Yusuf Dede'ye hangi torununu daha çok sevdiğini sormuşlar,

-Veli'yi çok sevirem demiş.

-Yav olur mu, Ali daha eyüdür, daha efendidür?..

-Ola uşağ, Ali bir yalan söylir, bir toğri söylir; bir yalan söylir, bir toğri söylir; ne zaman toğri söylediğini annamiram. Ama Veli'nin söyledükleri hep yalan, onun içün Veli'yi daha çok sevirem!

...

Gümüşhaneli ninenin biri soğuktan donarak rahmetli olmuş; ahirette hesaba çekince, az biraz günahı olduğunu görüp bir aylığına cehenneme koymuşlar fakat olacak bu ya, tam altı ay nineyi cehennemde unutmuşlar.
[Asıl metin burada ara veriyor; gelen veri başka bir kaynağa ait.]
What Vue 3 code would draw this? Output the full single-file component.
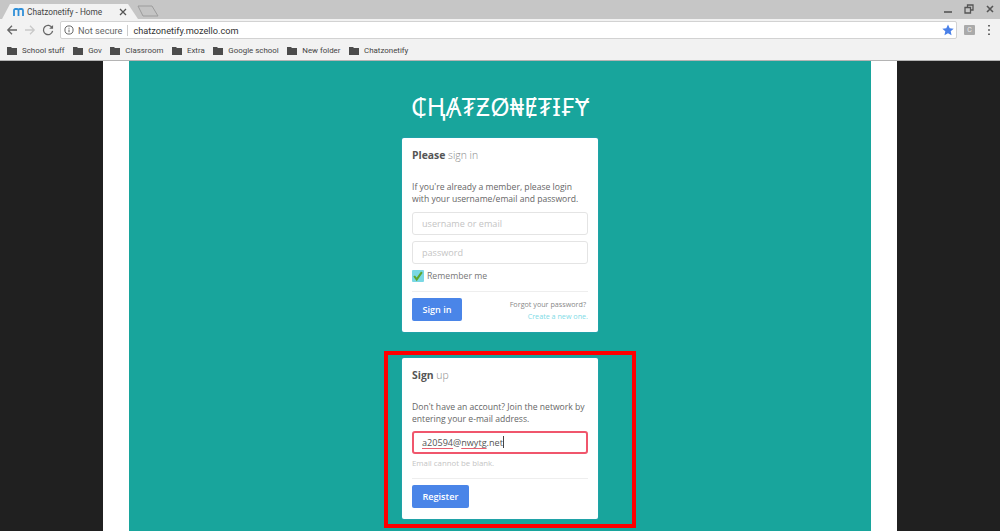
<script setup>
const bookmarks = ['School stuff', 'Gov', 'Classroom', 'Extra', 'Google school', 'New folder', 'Chatzonetify']
</script>

<template>
  <div class="page">
    <header class="chrome">
      <div class="tabstrip">
        <div class="tab">
          <svg class="tab-logo" width="11" height="8" viewBox="0 0 11 8"><path d="M1 8V2.500Q1 1 2.500 1H4Q5.500 1 5.500 2.500V8M5.500 2.500Q5.500 1 7 1H8.500Q10 1 10 2.500V8" fill="none" stroke="#2f8fd8" stroke-width="1.800" /></svg>
          <span class="tab-title">Chatzonetify - Home</span>
          <svg class="tab-x" width="8" height="8" viewBox="0 0 8 8"><path d="M1 1l6 6M7 1L1 7" stroke="#555" stroke-width="1.300" /></svg>
        </div>
        <svg class="newtab" width="22" height="12" viewBox="0 0 22 12"><path d="M1 1h14l6 10H6z" fill="#c4c4c4" stroke="#9c9c9c" /></svg>
        <div class="winctl">
          <svg width="10" height="10" viewBox="0 0 10 10"><path d="M1 8h8" stroke="#555" stroke-width="1.600" /></svg>
          <svg width="10" height="10" viewBox="0 0 10 10"><path d="M3.500 3V1h5.500v5H7M1 3.500h5.500V9H1z" fill="none" stroke="#555" stroke-width="1.300" /></svg>
          <svg width="10" height="10" viewBox="0 0 10 10"><path d="M2 2l6 6M8 2L2 8" stroke="#555" stroke-width="1.600" /></svg>
        </div>
      </div>
      <div class="toolbar">
        <svg class="nav" width="12" height="12" viewBox="0 0 12 12"><path d="M11 6H2M6 1.800L1.800 6 6 10.200" fill="none" stroke="#666" stroke-width="1.300" /></svg>
        <svg class="nav" width="12" height="12" viewBox="0 0 12 12"><path d="M1 6h9M6 1.800L10.200 6 6 10.200" fill="none" stroke="#c9c9c9" stroke-width="1.300" /></svg>
        <svg class="nav" width="12" height="12" viewBox="0 0 13 13"><path d="M11 4.200A5 5 0 1 0 11.500 7.500" fill="none" stroke="#666" stroke-width="1.400" /><path d="M12 1v4.200H7.800z" fill="#666" /></svg>
        <div class="omnibox">
          <svg width="10" height="10" viewBox="0 0 11 11"><circle cx="5.500" cy="5.500" r="4.500" fill="none" stroke="#666" stroke-width="1.100" /><path d="M5.500 5v3M5.500 3v1.100" stroke="#666" stroke-width="1.100" /></svg>
          <span class="secure">Not secure</span>
          <span class="sep"></span>
          <span class="url">chatzonetify.mozello.com</span>
          <svg class="star" width="12" height="12" viewBox="0 0 24 24"><path d="M12 1l3.400 7.400 8 .9-6 5.400 1.700 8L12 18.700 4.900 22.700l1.700-8-6-5.400 8-.9z" fill="#4a80e8" /></svg>
        </div>
        <span class="ext">C</span>
        <svg class="menu" width="4" height="12" viewBox="0 0 4 12"><path d="M2 1v1.500M2 5.300v1.500M2 9.500V11" stroke="#666" stroke-width="2" /></svg>
      </div>
      <nav class="bookmarks">
        <span v-for="b in bookmarks" :key="b" class="bm">
          <svg width="10" height="8" viewBox="0 0 10 8"><path d="M0 0h4l1 1h5v7H0z" fill="#4c4c4c" /></svg>
          {{ b }}
        </span>
      </nav>
    </header>

    <main class="stage">
      <div class="white">
        <div class="teal">
          <div class="logo">₵ⱧȺ₮ƵØ₦Ɇ₮Ɨ₣Ɏ</div>

          <section class="card signin">
            <h2><b>Please</b> sign in</h2>
            <p>If you're already a member, please login with your username/email and password.</p>
            <div class="input ph">username or email</div>
            <div class="input ph">password</div>
            <label class="remember">
              <span class="box"><svg width="14" height="12" viewBox="0 0 14 12"><path d="M2.500 6l3 4 6-8.500" fill="none" stroke="#5fa62e" stroke-width="2.400" /></svg></span>Remember me
            </label>
            <div class="foot">
              <span class="btn">Sign in</span>
              <div class="forgot">
                <span class="q">Forgot your password?</span>
                <span class="link">Create a new one.</span>
              </div>
            </div>
          </section>

          <section class="card signup">
            <h2><b>Sign</b> up</h2>
            <p>Don't have an account? Join the network by entering your e-mail address.</p>
            <div class="input err"><u>a20594</u>@<u>nwytg</u>.net<i class="caret"></i></div>
            <div class="hint">Email cannot be blank.</div>
            <div class="foot">
              <span class="btn">Register</span>
            </div>
          </section>
        </div>
      </div>
      <div class="redbox"></div>
    </main>
  </div>
</template>

<style>
html, body { margin: 0; background: #202020; overflow: hidden; }
</style>

<style scoped>
.page { width: 1000px; height: 531px; overflow: hidden; font-family: "Open Sans", sans-serif; display: flex; flex-direction: column; }
.chrome { height: 61px; flex: none; background: #f2f2f2; font-family: "Roboto", sans-serif; border-bottom: 1px solid #b4b4b4; box-sizing: border-box; }
.tabstrip { height: 19px; background: #c6c6c6; display: flex; align-items: flex-end; padding-left: 2px; position: relative; }
.tab { width: 136px; height: 15px; background: #f2f2f2; clip-path: polygon(0 100%, 8px 0, 126px 0, 100% 100%); display: flex; align-items: center; padding-left: 11px; box-sizing: border-box; color: #444; font-size: 8.300px; }
.tab-logo { margin-right: 3px; }
.tab-title { flex: 1; white-space: nowrap; }
.tab-x { margin-right: 11px; }
.newtab { margin: 0 0 2px -1px; }
.winctl { position: absolute; right: 5px; top: 4px; display: flex; gap: 11px; }
.toolbar { height: 22px; display: flex; align-items: center; padding-left: 6px; gap: 6px; }
.omnibox { width: 897px; height: 18px; background: #fff; border: 1px solid #d2d2d2; box-sizing: border-box; border-radius: 2px; display: flex; align-items: center; padding-left: 3px; font-size: 9.200px; }
.secure { color: #666; margin-left: 4px; }
.sep { width: 1px; height: 11px; background: #ccc; margin: 0 5px; }
.url { color: #333; font-size: 9.200px; }
.star { margin-left: auto; margin-right: 2px; }
.ext { width: 11px; height: 10px; background: #aaa; color: #eee; font-size: 7px; line-height: 10px; text-align: center; margin-left: 1px; border-radius: 1px; }
.menu { margin-left: 6px; }
.bookmarks { height: 19px; display: flex; align-items: center; padding-left: 7px; gap: 8.600px; font-size: 7.900px; color: #444; }
.bm { display: flex; align-items: center; gap: 5px; white-space: nowrap; }

.stage { flex: 1; background: #202020; position: relative; display: flex; justify-content: center; min-height: 0; }
.white { width: 794px; background: #fff; display: flex; justify-content: center; }
.teal { width: 742px; background: #18a59c; display: flex; flex-direction: column; align-items: center; }
.logo { margin-top: 30px; font: 400 25px/30px "Noto Sans", "DejaVu Sans", sans-serif; color: #fff; height: 30px; white-space: nowrap; margin-bottom: 17px; }

.card { width: 196px; box-sizing: border-box; background: #fff; border-radius: 2px; padding: 0 10px; box-shadow: 0 0 2px #3a9fc8; color: #666; flex: none; }
.signin { height: 194px; margin-bottom: 26px; }
.signup { height: 161px; }
h2 { margin: 0; padding-top: 9px; font-size: 10.400px; line-height: 16px; font-weight: 300; color: #888; }
h2 b { color: #555; font-weight: 700; }
p { margin: 18px 0 0; font-size: 8.600px; line-height: 12px; color: #666; }
.input { height: 23px; box-sizing: border-box; border: 1px solid #e4e4e4; border-radius: 3px; padding-left: 9px; line-height: 21px; font-size: 9.100px; margin-top: 7px; width: 176px; }
.input + .input { margin-top: 6px; }
.ph { color: #c4c4c4; }
.err { border: 2px solid #f0566c; color: #555; position: relative; margin-top: 6px; line-height: 19px; padding-left: 8px; }
.err u { text-decoration: underline solid #e86070 1px; text-underline-offset: 2px; }
.caret { display: inline-block; width: 1px; height: 12px; background: #444; vertical-align: -2px; }
.remember { display: flex; align-items: center; font-size: 8.700px; color: #777; height: 14px; margin-top: 5px; }
.box { width: 12px; height: 12px; background: #7ad8e4; border-radius: 1px; margin-right: 3px; display: flex; }
.foot { border-top: 1px solid #eee; margin-top: 8px; padding-top: 6px; display: flex; justify-content: space-between; }
.btn { height: 23px; padding: 0 10.500px; background: #4a85e8; color: #fff; border-radius: 2px; font-size: 9.100px; font-weight: 600; line-height: 23px; }
.forgot { display: flex; flex-direction: column; align-items: flex-end; font-size: 7.200px; line-height: 12px; color: #888; }
.q { margin-right: 2px; }
.link { color: #7fdbe6; }
.hint { font-size: 7.800px; color: #c4c4c4; margin-top: 3px; line-height: 12px; }
.signup .foot { margin-top: 9px; }

.redbox { position: absolute; left: 384px; top: 290px; width: 252px; height: 177px; box-sizing: border-box; border: 4px solid #f00; }
</style>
Altı ay sonra telaş içinde cehennemin kapısını açmışlar,

-Yav nene, biz seni unuttuk; kusura bakma, hadi cezan doldu, cennete gidiyorsun!

Nene omuz silkmiş,

-Get oğul get, daha gemüklerim yeni ısındı; giderken de kapıyı eyi örtmeyi ihmal etmeyesen!

...

Erzurumlu delikanlı lisede bir kıza fena halde âşık olmuştur; sürekli peşinde gezmekte ancak kızcağızdan hiç yüz bulamamaktadır. Sabah akşam devam eden bu takipten sıkılan kız, sokakta yüzünü buruşturarak hoşnutsuzluğunu belirtince delikanlı dayanamaz,

-Sevirik; peşen de mi takılmayak?

...

Hayli zamandır gurbetlerde çalışan Erzurumlu dönüşte eşine bir kol saati alır. Saati köyün içinde gururla taşıyan kadın, bir gün evinin önünde çamaşır sererken komşusu pencereden saati sorar,

-Saat kaç bacı?

Anlıyormuş gibi gururla saatine bakan kadın şöyle cevap verir,

-Guşluğu beş geçir!

*

Bu kitabı çok sevdim; siz de seversiniz.